Task description:
List all lines of the data containing the word "page".

Collected data:
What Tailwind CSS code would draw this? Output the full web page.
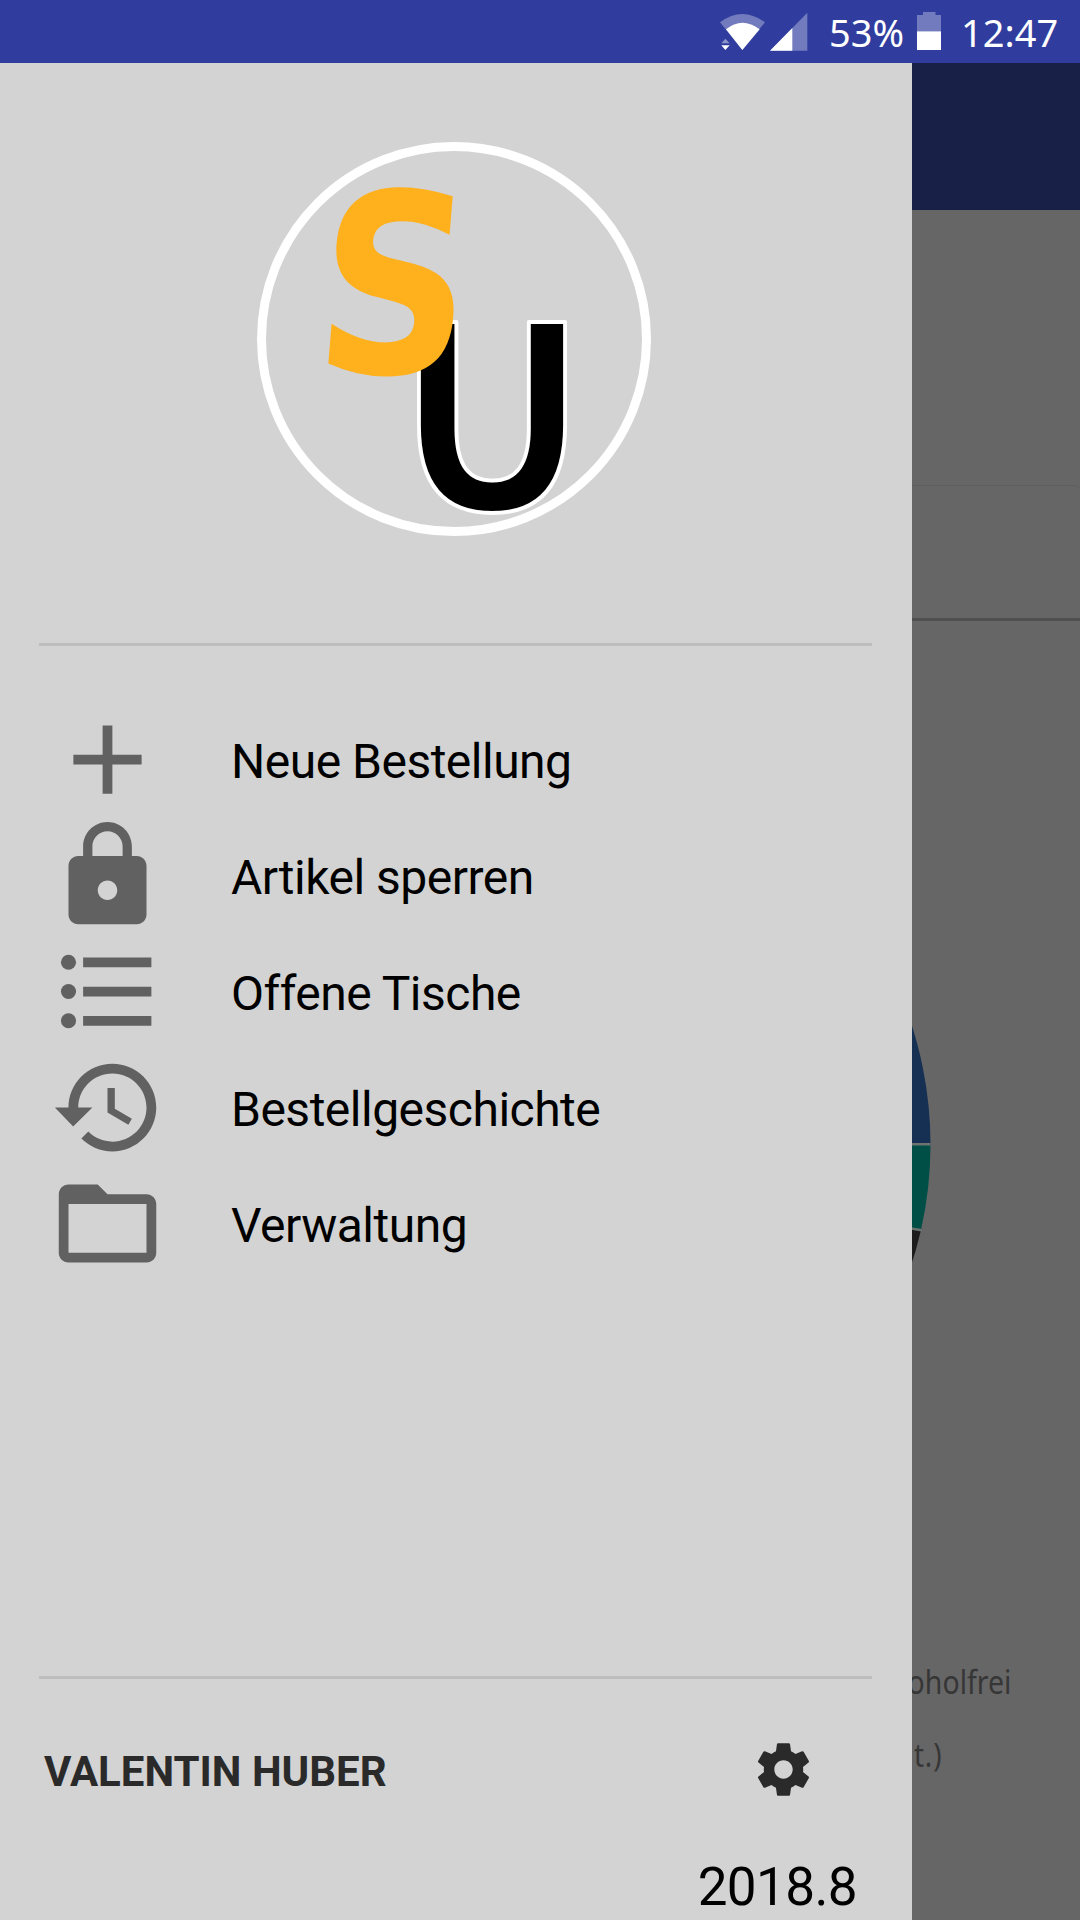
<!DOCTYPE html>
<html lang="de">
<head>
<meta charset="utf-8">
<title>Bestellungen</title>
<script src="https://cdn.jsdelivr.net/npm/@tailwindcss/browser@4"></script>
</head>
<body class="bg-[#666666]">
<div class="relative flex h-[1920px] w-[1080px] flex-col overflow-hidden bg-[#666666] font-['Roboto',sans-serif]">
  <!-- Status bar -->
  <header class="flex h-[63px] shrink-0 bg-[#303d9e] pl-[719px] font-['Noto_Sans',sans-serif] text-[38px] leading-[54px] text-white">
    <svg class="mt-[12px] h-[40px] w-[47px] shrink-0" viewBox="0 0 141 120">
      <path d="M3 31Q70-19 138 31L70 114Z" fill="#fff" fill-opacity=".32"/>
      <path d="M21 52Q70 13 122 52L70 114Z" fill="#fff"/>
      <path d="M5 96L19 76L34 96Z" fill="#303d9e"/>
      <path d="M7 94L19 80L32 94Z" fill="#fff" fill-opacity=".45"/>
      <path d="M7 100H32L19 114Z" fill="#fff"/>
    </svg>
    <svg class="mt-[12px] ml-[4px] h-[40px] w-[38px] shrink-0" viewBox="0 0 114 120">
      <path d="M0 116L112 2V116Z" fill="#fff" fill-opacity=".32"/>
      <path d="M0 116L67 48V116Z" fill="#fff"/>
    </svg>
    <span class="ml-[21px] w-[81px] pt-[5px]">53%</span>
    <svg class="mt-[12px] ml-[7px] h-[38px] w-[24px] shrink-0" viewBox="0 0 24 38">
      <path d="M0 3H6V0H18.500V3H24V19.300H0Z" fill="#fff" fill-opacity=".32"/>
      <path d="M0 19.300H24V38H0Z" fill="#fff"/>
    </svg>
    <span class="ml-[20px] pt-[5px]">12:47</span>
  </header>

  <!-- Dimmed page behind the drawer -->
  <main class="flex flex-1 flex-col">
    <div class="h-[147px] bg-[#192047]"></div>
    <div class="mt-[275px] h-[133px] rounded-tr-[6px] border-t border-[#5e5e5e]"></div>
    <div class="h-[3px] bg-[#4f4f4f]"></div>
    <svg class="mt-[123px] h-[800px] w-[1080px] shrink-0" viewBox="0 744 1080 800">
      <path d="M540 1144L815.770 868.230A390.500 390.500 0 0 1 930.500 1144Z" fill="#153052"/>
      <path d="M540 1144H930.500A390.500 390.500 0 0 1 921 1230Z" fill="#004f47"/>
      <path d="M540 1144L921 1230A390.500 390.500 0 0 1 815.770 1419.770Z" fill="#1c1c1c"/>
      <path d="M880 1144.300H930.500M900 1226.600L921.500 1230.300" stroke="#6c7472" stroke-width="2.400" fill="none"/>
    </svg>
    <div class="mt-[116px] flex flex-col pl-[912px] font-['Noto_Sans',sans-serif] text-[32px] leading-[43px] text-[#363636]">
      <p class="flex h-[73px] w-[99px] justify-end whitespace-nowrap"><span class="origin-right scale-x-[.89]">Alkoholfrei</span></p>
      <p class="flex h-[73px] w-[30px] justify-end whitespace-nowrap"><span class="origin-right scale-x-[.87] tracking-[1px]">(o. Pfandt.)</span></p>
    </div>
  </main>

  <!-- Navigation drawer -->
  <aside class="absolute top-[63px] left-0 flex h-[1857px] w-[912px] flex-col bg-[#d3d3d3] text-black">
    <svg class="mt-[79px] ml-[257px] h-[394px] w-[394px] shrink-0" viewBox="257 142 394 394">
      <circle cx="454" cy="339" r="192.500" fill="none" stroke="#fff" stroke-width="9"/>
      <text transform="translate(396.500 509) scale(1.008 1)" font-family="Noto Sans CJK SC" font-size="253" font-weight="700" fill="#000" stroke="#fff" stroke-width="3.800" stroke-linejoin="round">U</text>
      <text transform="matrix(.85 0 -.08 1 311 372.500)" font-family="DejaVu Sans" font-size="250.500" font-weight="700" fill="#ffb01d">S</text>
    </svg>
    <hr class="mt-[107px] ml-[39px] h-[3px] w-[833px] shrink-0 border-0 bg-[#bebebe]">
    <nav class="mt-[55px] flex flex-col pl-[49px] text-[48px] tracking-[-0.5px] text-black">
      <a class="flex h-[116px] items-center">
        <svg class="h-[117px] w-[117px]" viewBox="0 0 24 24" fill="#616161"><path d="M19 13h-6v6h-2v-6H5v-2h6V5h2v6h6v2z"/></svg>
        <span class="ml-[65px] pt-[5px]">Neue Bestellung</span>
      </a>
      <a class="flex h-[116px] items-center">
        <svg class="h-[117px] w-[117px]" viewBox="0 0 24 24" fill="#616161"><path d="M18 8h-1V6c0-2.760-2.240-5-5-5S7 3.240 7 6v2H6c-1.100 0-2 .9-2 2v10c0 1.100.9 2 2 2h12c1.100 0 2-.9 2-2V10c0-1.100-.9-2-2-2zm-6 9c-1.100 0-2-.9-2-2s.9-2 2-2 2 .9 2 2-.9 2-2 2zm3.100-9H8.900V6c0-1.710 1.390-3.100 3.100-3.100 1.710 0 3.100 1.390 3.100 3.100v2z"/></svg>
        <span class="ml-[65px] pt-[5px]">Artikel sperren</span>
      </a>
      <a class="flex h-[116px] items-center">
        <svg class="h-[117px] w-[117px]" viewBox="0 0 24 24" fill="#616161"><circle cx="4" cy="6" r="1.550"/><circle cx="4" cy="12" r="1.550"/><circle cx="4" cy="18" r="1.550"/><path d="M7 5h14v2H7zM7 11h14v2H7zM7 17h14v2H7z"/></svg>
        <span class="ml-[65px] pt-[5px]">Offene Tische</span>
      </a>
      <a class="flex h-[116px] items-center">
        <svg class="h-[117px] w-[117px]" viewBox="0 0 24 24" fill="#616161"><path d="M13 3c-4.970 0-9 4.030-9 9H1.200l3.760 3.900L8.900 12H6c0-3.870 3.130-7 7-7s7 3.130 7 7-3.130 7-7 7c-1.930 0-3.680-.79-4.940-2.060l-1.420 1.420C8.270 19.990 10.510 21 13 21c4.970 0 9-4.030 9-9s-4.030-9-9-9zm-1 5v5l4.280 2.540.72-1.210-3.500-2.080V8H12z"/></svg>
        <span class="ml-[65px] pt-[5px]">Bestellgeschichte</span>
      </a>
      <a class="flex h-[116px] items-center">
        <svg class="h-[117px] w-[117px]" viewBox="0 0 24 24" fill="#616161"><path d="M20 6h-8l-2-2H4c-1.100 0-1.990.9-1.990 2L2 18c0 1.100.9 2 2 2h16c1.100 0 2-.9 2-2V8c0-1.100-.9-2-2-2zm0 12H4V8h16v10z"/></svg>
        <span class="ml-[65px] pt-[5px]">Verwaltung</span>
      </a>
    </nav>
    <hr class="mt-[395px] ml-[39px] h-[3px] w-[833px] shrink-0 border-0 bg-[#bebebe]">
    <div class="mt-[58px] flex h-[64px] items-center justify-between pr-[97px] pl-[44px]">
      <span class="pt-[4px] text-[42px] font-bold text-[#2a2a2a]">VALENTIN HUBER</span>
      <svg class="h-[63px] w-[63px]" viewBox="0 0 24 24" fill="#2a2a2a"><path d="M19.430 12.980c.04-.32.07-.64.07-.98s-.03-.66-.07-.98l2.110-1.650c.19-.15.24-.42.12-.64l-2-3.460c-.12-.22-.39-.3-.61-.22l-2.490 1c-.52-.4-1.080-.73-1.690-.98l-.38-2.650C14.460 2.180 14.250 2 14 2h-4c-.25 0-.46.18-.49.42l-.38 2.650c-.61.25-1.170.59-1.690.98l-2.490-1c-.23-.09-.49 0-.61.22l-2 3.460c-.13.22-.07.49.12.64l2.110 1.650c-.04.32-.07.65-.07.98s.03.66.07.98l-2.110 1.650c-.19.15-.24.42-.12.64l2 3.460c.12.22.39.3.61.22l2.490-1c.52.4 1.080.73 1.690.98l.38 2.650c.03.24.24.42.49.42h4c.25 0 .46-.18.49-.42l.38-2.650c.61-.25 1.170-.59 1.690-.98l2.490 1c.23.09.49 0 .61-.22l2-3.460c.12-.22.07-.49-.12-.64l-2.110-1.650zM12 15.500c-1.930 0-3.500-1.570-3.500-3.500s1.570-3.500 3.500-3.500 3.500 1.570 3.500 3.500-1.570 3.500-3.500 3.500z"/></svg>
    </div>
    <p class="mt-[56px] pr-[55px] text-right text-[53px] leading-[60px] tracking-[-0.6px]">2018.8</p>
  </aside>
</div>
</body>
</html>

Answer for the task:
What Tailwind CSS code would draw this? Output the full web page.
  <!-- Dimmed page behind the drawer -->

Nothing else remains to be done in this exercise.